Holders of current preferreds have various rights – such as preferential dividends at a known rate – which are part of the legal structure of the corporation and can only be changed with their consent. This consent can be obtained by the company on a coercive basis (such as with Citibank) only if the company can make a credible threat of a worse alternative. Citi could make a credible theat to suspend preferred dividends, since under the revised statement of preferred shareholder rights, this would not involve the eternal suspension of common dividends. Preferred holders were expected to (and did) vote in favour of this abnegation of rights since they were required to in order to participate in the contemporary exchange offer, which gave them common shares in exchange for preferreds at a ratio that was considerably better than market.
Royal Bank, to name just one, cannot make such a credible threat. If they tried, preferred shareholders would tell them to stick it, preferred dividends would be suspended, common dividends would be suspended in accordance with the rights of the rebellious preferred shareholders, and the board of directors would be replaced as soon as the common shareholders had a chance to vote.

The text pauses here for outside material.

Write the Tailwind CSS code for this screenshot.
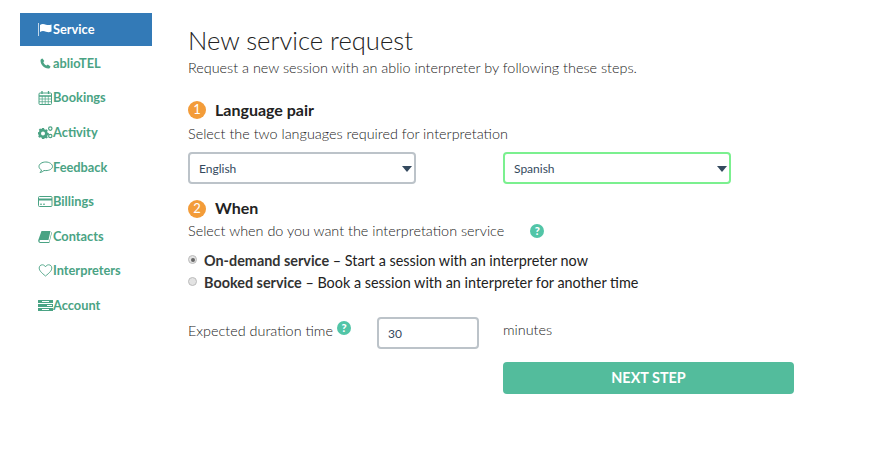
<!DOCTYPE html>
<html lang="en">
<head>
  <meta charset="UTF-8" />
  <title>New service request</title>
  <meta name="viewport" content="width=device-width, initial-scale=1.0" />
  <script src="https://cdn.jsdelivr.net/npm/@tailwindcss/browser@4"></script>
</head>
<body class="bg-white font-['Lato',sans-serif] text-[#222] h-[464px] overflow-hidden">
  <div class="flex">

    <!-- Sidebar -->
    <nav class="w-[132px] ml-5 mt-[13px] shrink-0 text-[12.8px] font-bold text-[#4aa384]">
      <a class="flex items-center h-[33px] pl-[18px] bg-[#337ab7] text-white">
        <svg class="w-[15px] h-[13px] shrink-0" viewBox="0 0 15 13" fill="currentColor"><rect x="0" y="0" width="1" height="13" opacity=".7"/><path d="M2 2c2-1.500 4-1 6-.3 2 .6 3.500.6 5.500-.3v7c-2 1-3.500 1-5.500.3-2-.7-4-1-6 .3z"/></svg>
        <span>Service</span>
      </a>
      <a class="flex items-center h-[34.500px] pl-[20px] mt-[0.300px]">
        <svg class="w-[11px] h-[11px] shrink-0 mr-[2px]" viewBox="0 0 11 11" fill="currentColor"><path d="M2.500.5 4.300 3 3.300 4.300c.6 1.400 1.700 2.500 3.200 3.300L7.800 6.600l2.700 1.800c-.2 1.200-1 2.100-2.200 2.100C4 10.500.5 6.500.5 2.500.5 1.500 1.300.7 2.500.5z"/></svg>
        <span>ablioTEL</span>
      </a>
      <a class="flex items-center h-[34.500px] pl-[18px]">
        <svg class="w-[15px] h-[14px] shrink-0" viewBox="0 0 15 14" fill="none" stroke="currentColor"><rect x="1" y="2" width="12.500" height="11.500" rx="1"/><path d="M1 5h12.500" stroke-width="1.500"/><path d="M1 8h12.500M1 10.700h12.500M4.200 5v8.500M7.200 5v8.500M10.300 5v8.500" stroke-width=".7"/><path d="M4 0v3M10.500 0v3" stroke-width="1.300"/></svg>
        <span>Bookings</span>
      </a>
      <a class="flex items-center h-[34.500px] pl-[18px]">
        <svg class="w-[15px] h-[13px] shrink-0" viewBox="0 0 15 13" fill="currentColor"><path fill-rule="evenodd" d="M4 2h2l.3 1.200 1.200.6 1.100-.6 1.200 1.300-.6 1.100.4 1.200 1.200.3v1.800l-1.200.3-.4 1.100.6 1.100-1.200 1.200-1.100-.6-1.200.5L6 13H4l-.3-1.300-1.200-.5-1.100.6L.2 10.600l.6-1.100-.4-1.100L0 8.100V6.300l1-.3.400-1.200-.6-1.100L2 2.400l1.100.6 .7-.3zM5 5.500a2 2 0 1 0 0 4 2 2 0 0 0 0-4z"/><circle cx="12.300" cy="2.600" r="1.700" fill="none" stroke="currentColor" stroke-width="1.200"/><circle cx="12.300" cy="10" r="1.700" fill="none" stroke="currentColor" stroke-width="1.200"/></svg>
        <span>Activity</span>
      </a>
      <a class="flex items-center h-[34.500px] pl-[18px] pt-[1px]">
        <svg class="w-[15px] h-[13px] shrink-0" viewBox="0 0 15 13" fill="none" stroke="currentColor" stroke-width="1"><path d="M7.800 1C4 1 1 3 1 5.500c0 1.500 1 2.700 2.500 3.500-.2 1-.8 1.800-1.500 2.500 1.500-.2 3-1 4-2 .6.100 1.200.1 1.800.1 3.700 0 6.700-1.800 6.700-4.100S11.500 1 7.800 1z"/></svg>
        <span>Feedback</span>
      </a>
      <a class="flex items-center h-[34.500px] pl-[18px]">
        <svg class="w-[15px] h-[11px] shrink-0" viewBox="0 0 15 11" fill="none" stroke="currentColor"><rect x=".5" y=".5" width="13.500" height="10" rx="1"/><path d="M.5 3.500h13.500" stroke-width="2"/><path d="M2 8.200h2M5 8.200h2"/></svg>
        <span>Billings</span>
      </a>
      <a class="flex items-center h-[34.500px] pl-[18px] pt-[1px]">
        <svg class="w-[15px] h-[12px] shrink-0" viewBox="0 0 15 12" fill="currentColor"><path d="M3.500 0H12.500L10.500 9H2.500C1.800 9 1.500 9.500 1.500 10s.4 1 1 1h8.500l2.500-10 .5.500L11.300 12H2.300C1 12 .2 11 .2 9.800c0-.3 0-.6.1-.9z"/></svg>
        <span>Contacts</span>
      </a>
      <a class="flex items-center h-[34.500px] pl-[18px]">
        <svg class="w-[15px] h-[13px] shrink-0" viewBox="0 0 14 13" fill="none" stroke="currentColor" stroke-width=".9"><path d="M7 12C3 8.800.7 6.600.7 4 .7 2.200 2 .8 3.800.8 5.100.8 6.300 1.500 7 2.800 7.700 1.500 8.900.8 10.200.8 12 .8 13.300 2.200 13.300 4c0 2.600-2.300 4.800-6.300 8z"/></svg>
        <span>Interpreters</span>
      </a>
      <a class="flex items-center h-[34.500px] pl-[18px] pt-[1px]">
        <svg class="w-[15px] h-[11px] shrink-0" viewBox="0 0 15 11" fill="currentColor"><path d="M0 0h15v3H0zM0 4h15v3H0zM0 8h15v3H0z"/><path d="M4 1h7v1H4zM9 5h5v1H9zM4 9h7v1H4z" fill="white"/></svg>
        <span>Account</span>
      </a>
    </nav>

    <!-- Main -->
    <main class="ml-9 mt-[24px] w-[606px]">
      <h1 class="text-[25.600px] leading-8 font-light text-[#222]">New service request</h1>
      <p class="text-[14.400px] font-light leading-5 mt-[2px]">Request a new session with an ablio interpreter by following these steps.</p>

      <h2 class="flex items-center mt-[22px] h-5 text-[16px] font-bold text-[#222]">
        <span class="w-[18px] h-[18px] rounded-full bg-[#f39c39] text-white text-[13px] font-normal flex items-center justify-center mr-[9px]">1</span>
        Language pair
      </h2>
      <p class="text-[14.400px] font-light leading-5 mt-[4px]">Select the two languages required for interpretation</p>

      <div class="grid grid-cols-[228px_228px] gap-x-[87px] mt-[8px]">
        <div class="relative h-8 border-2 border-[#bcc3c9] rounded-[4px] flex items-center pl-[9px] pt-[2px] text-[12px] text-[#34495e]">
          English
          <span class="absolute right-[2px] top-[12px] border-x-[5px] border-x-transparent border-t-[6px] border-t-[#34495e]"></span>
        </div>
        <div class="relative h-8 border-2 border-[#7bf08f] rounded-[4px] flex items-center pl-[9px] pt-[2px] text-[12px] text-[#34495e]">
          Spanish
          <span class="absolute right-[2px] top-[12px] border-x-[5px] border-x-transparent border-t-[6px] border-t-[#34495e]"></span>
        </div>
      </div>

      <h2 class="flex items-center mt-[14px] h-5 text-[16px] font-bold text-[#222]">
        <span class="w-[18px] h-[18px] translate-y-[1px] rounded-full bg-[#f39c39] text-white text-[13px] font-normal flex items-center justify-center mr-[9px]">2</span>
        When
      </h2>
      <div class="flex items-center mt-[3px] h-5 text-[14.400px] font-light">
        <span>Select when do you want the interpretation service</span>
        <span class="ml-[26px] w-[14px] h-[14px] rounded-full bg-[#52c5a7] text-white text-[11px] font-black flex items-center justify-center">?</span>
      </div>

      <div class="mt-[10px] text-[14.400px] leading-5 space-y-[2px] font-light">
        <label class="flex items-center">
          <span class="w-[9px] h-[9px] -mt-[3px] rounded-full bg-[#e3e3e3] border border-[#bbb] flex items-center justify-center mr-[7px]"><span class="w-[4px] h-[4px] rounded-full bg-[#666]"></span></span>
          <span class="font-normal"><b class="font-bold text-[#333]">On-demand service</b> – Start a session with an interpreter now</span>
        </label>
        <label class="flex items-center">
          <span class="w-[9px] h-[9px] -mt-[3px] rounded-full bg-[#e3e3e3] border border-[#bbb] mr-[7px]"></span>
          <span class="font-normal"><b class="font-bold text-[#333]">Booked service</b> – Book a session with an interpreter for another time</span>
        </label>
      </div>

      <div class="flex items-center mt-[24px] text-[14.400px] font-light">
        <span class="w-[189px] flex items-start shrink-0 mb-[4px]">Expected duration time <span class="ml-[4px] mt-[1px] w-[14px] h-[14px] rounded-full bg-[#52c5a7] text-white text-[11px] font-black flex items-center justify-center">?</span></span>
        <div class="w-[102px] h-8 border-2 border-[#bcc3c9] rounded-[4px] flex items-center pl-[9px] pt-[1px] text-[12px] font-normal text-[#34495e] shrink-0">30</div>
        <span class="ml-[24px] mb-[6px]">minutes</span>
      </div>

      <button class="block w-[291px] h-8 ml-[315px] mt-[13px] bg-[#53bc9c] rounded-[4px] text-white text-[14.400px] font-bold">NEXT STEP</button>
    </main>
  </div>
</body>
</html>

Phew! Thank goodness for us!
What a great explanation.
I should have added (looking on the plus side instead of the downside):
Do you think this situation would trigger some earlier than expected redemptions so the convertible prefs could be sold?
I recognize they would have to pay higher dividends on a CoCo, so it might not make economic sense, but maybe the rules would require some CoCo issues?
Do you think this situation would trigger some earlier than expected redemptions so the convertible prefs could be sold?…maybe the rules would require some CoCo issues?
Well, when you ask for forecasts at this level of detail, you’re really giving my crystal ball a workout!
Canada already has very high levels of Tangible Common Equity, so even if the new rules require most world banks to boost levels of common or contingent equity, I suspect that the Big 6 would not be directly affected.
In the past, extant issues have been grandfathered – this happened with the Operating Retractible issues, for instance. My guess is that extant issues would remain as Tier 1 (and, perhaps, get more valuable as time increased their scarcity value!).